> **SOURCE EXCERPT**:
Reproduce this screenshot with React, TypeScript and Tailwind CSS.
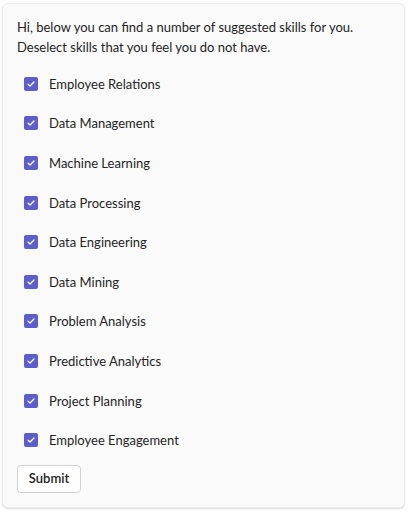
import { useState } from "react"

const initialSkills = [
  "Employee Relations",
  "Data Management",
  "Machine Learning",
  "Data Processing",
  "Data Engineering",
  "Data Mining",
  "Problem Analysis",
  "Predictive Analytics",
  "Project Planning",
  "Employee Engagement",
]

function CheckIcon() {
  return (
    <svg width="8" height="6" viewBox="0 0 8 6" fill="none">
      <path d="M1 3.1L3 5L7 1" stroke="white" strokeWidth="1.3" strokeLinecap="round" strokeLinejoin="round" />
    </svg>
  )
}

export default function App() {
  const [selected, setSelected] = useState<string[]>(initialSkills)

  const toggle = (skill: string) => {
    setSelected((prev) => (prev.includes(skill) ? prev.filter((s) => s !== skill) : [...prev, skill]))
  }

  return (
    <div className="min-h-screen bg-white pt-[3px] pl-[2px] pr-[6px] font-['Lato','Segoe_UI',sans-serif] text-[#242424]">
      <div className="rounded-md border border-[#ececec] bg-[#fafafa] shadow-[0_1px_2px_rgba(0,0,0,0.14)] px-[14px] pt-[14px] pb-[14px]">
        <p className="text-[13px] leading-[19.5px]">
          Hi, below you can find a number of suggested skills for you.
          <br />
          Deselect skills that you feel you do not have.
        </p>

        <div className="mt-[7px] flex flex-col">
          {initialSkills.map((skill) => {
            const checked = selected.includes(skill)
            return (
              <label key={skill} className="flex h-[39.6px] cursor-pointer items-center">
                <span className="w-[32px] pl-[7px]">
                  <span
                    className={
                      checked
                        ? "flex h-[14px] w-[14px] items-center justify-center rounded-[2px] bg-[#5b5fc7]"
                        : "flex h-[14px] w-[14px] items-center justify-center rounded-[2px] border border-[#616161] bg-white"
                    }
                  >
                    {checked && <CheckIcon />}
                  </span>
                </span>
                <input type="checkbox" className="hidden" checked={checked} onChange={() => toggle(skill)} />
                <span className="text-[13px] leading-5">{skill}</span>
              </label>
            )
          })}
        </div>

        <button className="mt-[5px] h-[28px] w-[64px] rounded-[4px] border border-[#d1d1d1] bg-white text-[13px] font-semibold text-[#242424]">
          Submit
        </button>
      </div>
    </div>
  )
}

> **PROBLEM DETAILS**: Give the data above again in full and unchanged, skipping the pictures.

> **THE REPLY**:
Reproduce this screenshot with React, TypeScript and Tailwind CSS.
import { useState } from "react"

const initialSkills = [
  "Employee Relations",
  "Data Management",
  "Machine Learning",
  "Data Processing",
  "Data Engineering",
  "Data Mining",
  "Problem Analysis",
  "Predictive Analytics",
  "Project Planning",
  "Employee Engagement",
]

function CheckIcon() {
  return (
    <svg width="8" height="6" viewBox="0 0 8 6" fill="none">
      <path d="M1 3.1L3 5L7 1" stroke="white" strokeWidth="1.3" strokeLinecap="round" strokeLinejoin="round" />
    </svg>
  )
}

export default function App() {
  const [selected, setSelected] = useState<string[]>(initialSkills)

  const toggle = (skill: string) => {
    setSelected((prev) => (prev.includes(skill) ? prev.filter((s) => s !== skill) : [...prev, skill]))
  }

  return (
    <div className="min-h-screen bg-white pt-[3px] pl-[2px] pr-[6px] font-['Lato','Segoe_UI',sans-serif] text-[#242424]">
      <div className="rounded-md border border-[#ececec] bg-[#fafafa] shadow-[0_1px_2px_rgba(0,0,0,0.14)] px-[14px] pt-[14px] pb-[14px]">
        <p className="text-[13px] leading-[19.5px]">
          Hi, below you can find a number of suggested skills for you.
          <br />
          Deselect skills that you feel you do not have.
        </p>

        <div className="mt-[7px] flex flex-col">
          {initialSkills.map((skill) => {
            const checked = selected.includes(skill)
            return (
              <label key={skill} className="flex h-[39.6px] cursor-pointer items-center">
                <span className="w-[32px] pl-[7px]">
                  <span
                    className={
                      checked
                        ? "flex h-[14px] w-[14px] items-center justify-center rounded-[2px] bg-[#5b5fc7]"
                        : "flex h-[14px] w-[14px] items-center justify-center rounded-[2px] border border-[#616161] bg-white"
                    }
                  >
                    {checked && <CheckIcon />}
                  </span>
                </span>
                <input type="checkbox" className="hidden" checked={checked} onChange={() => toggle(skill)} />
                <span className="text-[13px] leading-5">{skill}</span>
              </label>
            )
          })}
        </div>

        <button className="mt-[5px] h-[28px] w-[64px] rounded-[4px] border border-[#d1d1d1] bg-white text-[13px] font-semibold text-[#242424]">
          Submit
        </button>
      </div>
    </div>
  )
}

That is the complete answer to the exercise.